肺成纤维细胞有氧酵解促进致纤维化微环境形成：脓毒症相关性肺纤维化早期肺成纤维细胞增殖活化的新机制

The formation of fibrotic microenvironment is crucial to pulmonary fibrosis initiation, however the underlying mechanism remains unknown. Our previous studies revealed that LPS could induce lung fibroblast proliferation and activation through activation of PI3K-Akt-mTOR pathway and secretion of endogenous HMGB1. mTOR was also reported to activate PFKFB3, the key enzyme of aerobic glycolysis. Moreverover, our preliminary experiment further confirms that lactate, the metabolite of aerobic glycolysis, could induce secretion of HMGB1. Therefore, we speculate that LPS can activate PFKFB3 through PI3K-Akt-mTOR pathway to initiate lung fibroblast aerobic glycolysis and lactate production, which could induce HMGB1 secretion from macrophage and lung fibroblast, contribute to the formation of fibrotic microenvironment and eventually facilitate the proliferation and activation of lung fibroblast. In this study, based on the co-culture cellular model of lung fibroblast and macrophage and the mice model of LPS-induced sepsis-associated pulmonary fibrosis, we aim to study the mechanism that LPS initiates lung fibroblast aerobic glycolysis, which promote the formation of fibrotic microenvironment and consequently promote lung fibroblast proliferation and activation. We especially focus on the role of PI3K-Akt-mTOR pathway, PFKFB3 and lactate play in above process. In addition, through inhibiting the expression or activity of PFKFB3 by establishing the CRISPR/Cas9 genome-editing technique-based PFKFB3 gene conditional knockout mouse and application of PFKFB3 inhibitor 3PO, we also attempt to restrain the initiation of aerobic glycolysis to inhibit the process of pulmonary fibrosis. This study is expected to explore the mechanism of LPS-induced sepsis-associated pulmonary fibrosis from the perspective of aberrant cellular metabolism-facilitated fibrotic microenvironment formation and to lay foundation for the countermeasures exploration of sepsis-associated pulmonary fibrosis.
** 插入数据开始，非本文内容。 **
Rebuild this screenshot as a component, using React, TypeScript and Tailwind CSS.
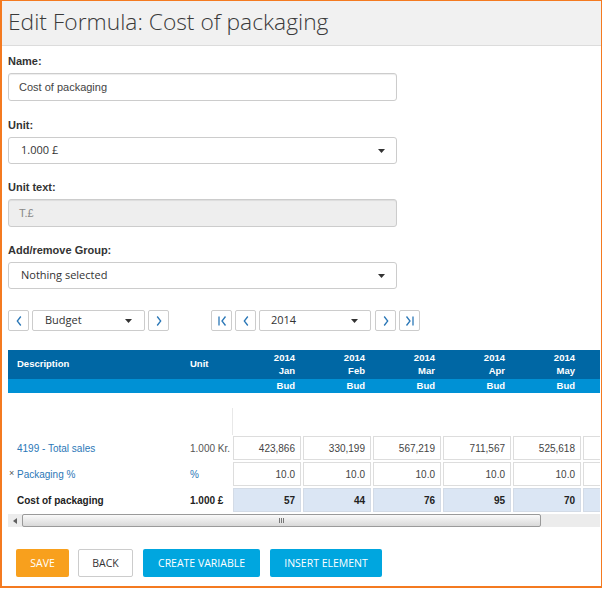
import React from "react";

const Caret = () => (
  <svg width="7" height="4" viewBox="0 0 7 4" className="shrink-0">
    <path d="M0 0h7L3.5 4z" fill="#333" />
  </svg>
);

const Chevron = ({ dir, bar }: { dir: "l" | "r"; bar?: boolean }) => (
  <svg width="12" height="12" viewBox="0 0 12 12">
    {dir === "l" ? (
      <>
        {bar && <path d="M3 1.5v9" stroke="#2a77b7" strokeWidth="1.3" fill="none" />}
        <path d={bar ? "M9.5 1.5L6 6l3.5 4.5" : "M7.8 1.5L4.3 6l3.5 4.5"} stroke="#2a77b7" strokeWidth="1.3" fill="none" />
      </>
    ) : (
      <>
        <path d={bar ? "M2.5 1.5L6 6l-3.5 4.5" : "M4.2 1.5L7.7 6l-3.5 4.5"} stroke="#2a77b7" strokeWidth="1.3" fill="none" />
        {bar && <path d="M9 1.5v9" stroke="#2a77b7" strokeWidth="1.3" fill="none" />}
      </>
    )}
  </svg>
);

const NavBtn = ({ dir, bar }: { dir: "l" | "r"; bar?: boolean }) => (
  <div className="w-[21px] h-[21px] shrink-0 border border-[#cccccc] rounded-[2px] bg-white flex items-center justify-center">
    <Chevron dir={dir} bar={bar} />
  </div>
);

const Field = ({ label, children, mb }: { label: string; children: React.ReactNode; mb: string }) => (
  <div className={mb}>
    <div className="h-4 leading-4 mb-1 text-[11px] font-bold text-[#333] font-['Liberation_Sans',Arial,sans-serif]">{label}</div>
    {children}
  </div>
);

const months = ["Jan", "Feb", "Mar", "Apr", "May", ""];
const sales = ["423,866", "330,199", "567,219", "711,567", "525,618", ""];
const pack = ["10.0", "10.0", "10.0", "10.0", "10.0", ""];
const cost = ["57", "44", "76", "95", "70", ""];

export default function App() {
  return (
    <div className="w-[602px] h-[588px] box-border border border-l-2 border-b-2 border-[#f47a20] bg-white overflow-hidden font-['Liberation_Sans',Arial,sans-serif] text-[#333]">
      {/* Header */}
      <div className="h-[45px] box-border border-b border-[#dcdcdc] bg-[#f1f1f1] pl-[6px]">
        <h1 className="text-[22.8px] leading-[41px] font-light text-[#3a3a3a] font-['Open_Sans',sans-serif]">
          Edit Formula: Cost of packaging
        </h1>
      </div>

      {/* Form */}
      <div className="pl-[6px] pt-[7px]">
        <Field label="Name:" mb="mb-[16px]">
          <div className="w-[389px] h-[28px] box-border border border-[#cccccc] rounded-[3px] px-[10px] flex items-center text-[11px] text-[#444] shadow-[inset_0_1px_1px_rgba(0,0,0,0.075)]">
            Cost of packaging
          </div>
        </Field>
        <Field label="Unit:" mb="mb-[15px]">
          <div className="w-[389px] h-[27px] box-border border border-[#cccccc] rounded-[3px] pl-[12px] pr-[11px] flex items-center justify-between text-[11px] text-[#333] font-['Open_Sans',sans-serif]">
            <span>1.000 £</span>
            <Caret />
          </div>
        </Field>
        <Field label="Unit text:" mb="mb-[15px]">
          <div className="w-[389px] h-[28px] box-border border border-[#cccccc] rounded-[3px] px-[10px] flex items-center text-[11px] text-[#888] bg-[#eeeeee] shadow-[inset_0_1px_1px_rgba(0,0,0,0.075)]">
            T.£
          </div>
        </Field>
        <Field label="Add/remove Group:" mb="mb-0">
          <div className="mt-[1px] w-[389px] h-[27px] box-border border border-[#cccccc] rounded-[3px] pl-[12px] pr-[11px] flex items-center justify-between text-[11px] text-[#333] font-['Open_Sans',sans-serif]">
            <span>Nothing selected</span>
            <Caret />
          </div>
        </Field>

        {/* Toolbar */}
        <div className="mt-[21px] flex items-center font-['Open_Sans',sans-serif] text-[11px] text-[#333]">
          <NavBtn dir="l" />
          <div className="ml-[3px] w-[113px] h-[21px] box-border border border-[#cccccc] rounded-[2px] pl-[12px] pr-[12px] flex items-center justify-between">
            <span>Budget</span>
            <Caret />
          </div>
          <div className="ml-[3px]">
            <NavBtn dir="r" />
          </div>
          <div className="ml-[42px]">
            <NavBtn dir="l" bar />
          </div>
          <div className="ml-[3px]">
            <NavBtn dir="l" />
          </div>
          <div className="ml-[3px] w-[112px] h-[21px] box-border border border-[#cccccc] rounded-[2px] pl-[11px] pr-[12px] flex items-center justify-between">
            <span>2014</span>
            <Caret />
          </div>
          <div className="ml-[4px]">
            <NavBtn dir="r" />
          </div>
          <div className="ml-[3px]">
            <NavBtn dir="r" bar />
          </div>
        </div>

        {/* Table */}
        <div className="mt-[19px] w-[592px] overflow-hidden">
          <div className="w-[652px]">
            {/* dark header */}
            <div className="flex h-[29px] bg-[#0067a4] text-white font-bold text-[9.5px]">
              <div className="w-[182px] pl-[9px] flex items-center">Description</div>
              <div className="w-[42px] flex items-center">Unit</div>
              {months.map((m, i) => (
                <div key={i} className="w-[70px] pr-[7px] pt-[1px] text-right leading-[13px]">
                  <div>{m ? "2014" : ""}</div>
                  <div>{m}</div>
                </div>
              ))}
            </div>
            {/* light header */}
            <div className="flex h-[14px] bg-[#0091d5] text-white font-bold text-[9.5px] leading-[14px]">
              <div className="w-[224px]" />
              {months.map((m, i) => (
                <div key={i} className="w-[70px] pr-[7px] text-right">{m ? "Bud" : ""}</div>
              ))}
            </div>
            {/* blank area */}
            <div className="h-[42px] pt-[15px] pl-[224px]">
              <div className="h-[27px] border-l border-[#e8e8e8]" />
            </div>
            {/* Row 1 */}
            <div className="flex h-[26px] text-[10px]">
              <div className="w-[182px] pl-[9px] flex items-center text-[#2a77b7]">4199 - Total sales</div>
              <div className="w-[42px] flex items-center text-[#555] whitespace-nowrap">1.000 Kr.</div>
              {sales.map((v, i) => (
                <div key={i} className="w-[70px] px-[1px] py-[1px]">
                  <div className="h-full box-border border border-[#dddddd] bg-white flex items-center justify-end pr-[5px] text-[#444]">{v}</div>
                </div>
              ))}
            </div>
            {/* Row 2 */}
            <div className="flex h-[26px] text-[10px]">
              <div className="w-[182px] pl-[1px] flex items-center">
                <span className="w-[8px] text-[#555] text-[9px]">×</span>
                <span className="text-[#2a77b7]">Packaging %</span>
              </div>
              <div className="w-[42px] flex items-center text-[#2a77b7]">%</div>
              {pack.map((v, i) => (
                <div key={i} className="w-[70px] px-[1px] py-[1px]">
                  <div className="h-full box-border border border-[#dddddd] bg-white flex items-center justify-end pr-[5px] text-[#444]">{v}</div>
                </div>
              ))}
            </div>
            {/* Row 3 */}
            <div className="flex h-[26px] text-[10px] font-bold">
              <div className="w-[182px] pl-[9px] flex items-center text-[#222]">Cost of packaging</div>
              <div className="w-[42px] flex items-center text-[#222] whitespace-nowrap">1.000 £</div>
              {cost.map((v, i) => (
                <div key={i} className="w-[70px] px-[1px] py-[1px]">
                  <div className="h-full box-border border border-[#d3dbe6] bg-[#dbe6f4] flex items-center justify-end pr-[5px] text-[#222]">{v}</div>
                </div>
              ))}
            </div>
          </div>
          {/* Scrollbar */}
          <div className="mt-[1px] h-[13px] flex bg-[#ececec]">
            <div className="w-[14px] h-full flex items-center justify-center">
              <svg width="4" height="6" viewBox="0 0 4 6"><path d="M4 0v6L0 3z" fill="#606060" /></svg>
            </div>
            <div className="w-[519px] h-full box-border border border-[#9a9a9a] rounded-[2px] bg-gradient-to-b from-[#fafafa] to-[#d9d9d9] flex items-center justify-center">
              <div className="flex gap-[1px]">
                <div className="w-px h-[5px] bg-[#777]" />
                <div className="w-px h-[5px] bg-[#777]" />
                <div className="w-px h-[5px] bg-[#777]" />
              </div>
            </div>
            <div className="flex-1" />
          </div>
        </div>
      </div>

      {/* Buttons */}
      <div className="mt-[22px] pl-[14px] flex font-['Open_Sans',sans-serif] text-[10.5px] leading-none">
        <div className="w-[53px] h-[28px] rounded-[2px] bg-[#f8a01d] text-white flex items-center justify-center">SAVE</div>
        <div className="ml-[9px] w-[55px] h-[28px] box-border border border-[#cccccc] rounded-[2px] bg-white text-[#333] flex items-center justify-center">BACK</div>
        <div className="ml-[10px] w-[117px] h-[28px] rounded-[2px] bg-[#00a6df] text-white flex items-center justify-center">CREATE VARIABLE</div>
        <div className="ml-[10px] w-[112px] h-[28px] rounded-[2px] bg-[#00a6df] text-white flex items-center justify-center">INSERT ELEMENT</div>
      </div>
    </div>
  );
}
致纤维化微环境形成是肺纤维化启动的关键，但机制未明。申请者发现LPS可诱导肺成纤维细胞（LF）PI3K-Akt-mTOR通路活化及HMGB1分泌而促进LF增殖活化。有研究发现mTOR可活化有氧酵解关键酶PFKFB3，而预实验证实乳酸能促进HMGB1分泌。由此推测LPS经PI3K-Akt-mTOR通路活化PFKFB3而启动LF有氧酵解，通过生成乳酸促进巨噬细胞及LF分泌HMGB1并形成致纤维化微环境而促进LF增殖活化。本课题利用细胞共培养模型和肺纤维化模型研究LPS启动LF有氧酵解促使致纤维化微环境形成并促进LF增殖活化的机制，明确PI3K-Akt-mTOR、PFKFB3及乳酸的作用；采用CRISPR/Cas9技术构建PFKFB3基因敲除小鼠，或以PFKFB3抑制剂阻止有氧酵解启动而抑制肺纤维化。本课题有望从细胞异常代谢调控致纤维化微环境形成的角度探讨肺纤维化发生的机制，为该病防治奠定基础。

脂多糖（LPS）诱导肺成纤维细胞有氧酵解是肺成纤维细胞增殖活化与肺纤维化发生的重要因素，对相关机制进行研究具有重要意义。本课题重点研究LPS启动肺成纤维细胞有氧酵解过程，促使肺组织致纤维化微环境形成并促进肺成纤维细胞增殖活化的详细机制，重点明确PI3K-Akt-mTOR通路活化、PFKFB3表达活化、有氧酵解产物乳酸生成以及致纤维化微环境主要成分TGF-β1、HMGB1以及TNF-α在以上过程中的重要作用。研究证实在LPS诱导的脓毒症相关性肺纤维化过程中，LPS通过PI3K-Akt-mTOR通路上调PFKFB3表达，引起肺成纤维细胞有氧酵解。巨噬细胞及肺成纤维细胞可构成细胞互作网络，通过分泌TGF-β1、HMGB1以及TNF-α等炎性介质/细胞因子而形成致纤维化微环境，加速肺组织有氧酵解过程和肺成纤维细胞增殖活化而促进肺纤维化进程。通过对肺组织有氧酵解启动和致纤维化微环境形成关键环节（如PI3K-Akt-mTOR通路、PFKFB3、TGF-β1、HMGB1以及TNF-α等）的有效调控，能有效抑制肺成纤维细胞增殖活化和肺纤维化进程。本研究从LPS通过启动肺成纤维细胞异常代谢过程调控致纤维化微环境形成的角度探讨LPS诱导肺成纤维细胞增殖活化过程的精准调控机制，进一步丰富和完善肺成纤维细胞异常细胞生物学行为在肺纤维化发病过程中的作用和机制研究，有望为脓毒症相关性肺纤维化的临床治疗提供一种基于调控致纤维化微环境形成和有氧酵解启动过程的全新的治疗策略。